Over the last few years, Israel has presented itself as a modern haven for gay and lesbian
constituencies – both tourists and locals – within an allegedly retrograde and oppressive Middle East. Labeled as ‘homonationalism’ and/or ‘pinkwashing’, these nation-branding strategies make Israel potentially attractive for a variety of LGBT individuals, including Israeli Palestinians. In this talk, I investigate how Israel’s affective traction operates in practice, along with the ambiguous entanglement of normativity and anti-normativity as expressed in the agency of some gay Israeli Palestinians vis-à-vis the Israeli homonationalist project. For this purpose, I analyze the documentary ORIENTED (2015), produced by the British director Jake Witzenfeld together with the Palestinian collective, Qambuta Productions.
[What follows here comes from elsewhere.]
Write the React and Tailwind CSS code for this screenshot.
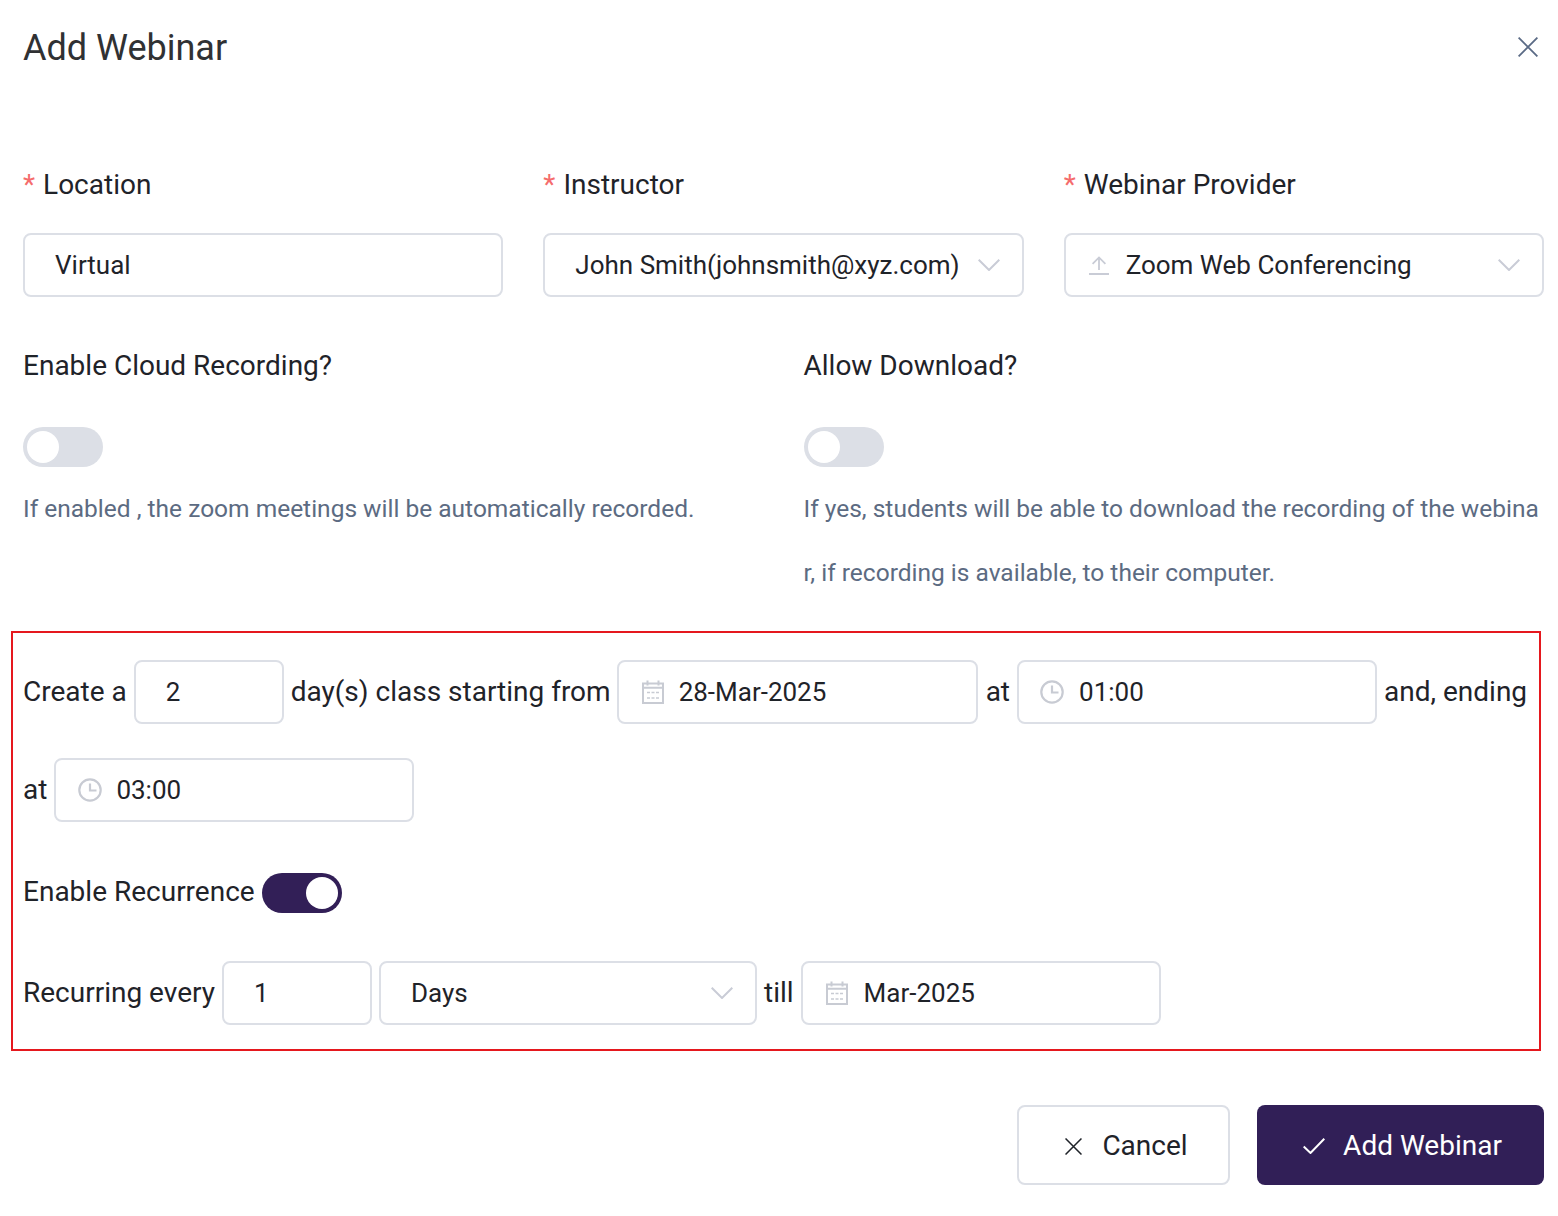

ORIENTED presents the lives of three gay Palestinians who ‘hold Israeli passports, vote in Israeli elections, speak primarily in Hebrew, and yet can’t and won't call themselves Israeli, because they are Palestinian’ (McDonald 2015). More specifically, the aim of the talk is twofold. From a theoretical perspective, I seek to demonstrate how Foucault’s notion of heterotopia provides a useful framework for
understanding the spatial component of Israeli Palestinian experience, and the push and pull of conflicted identity projects more generally. Empirically, I illustrate how Israel is a homotopia, an inherently ambivalent place that is simultaneously utopian and dystopian, and that generates what I call vicious belonging – a complex pattern of unresolved ‘mobilities, immobilities, and moorings’ in which ‘forms of detachment or deterritorialization’... are always accompanied by rhizomic attachments and
eterritorializations of various kinds’ (Hannam et al., 2006:3).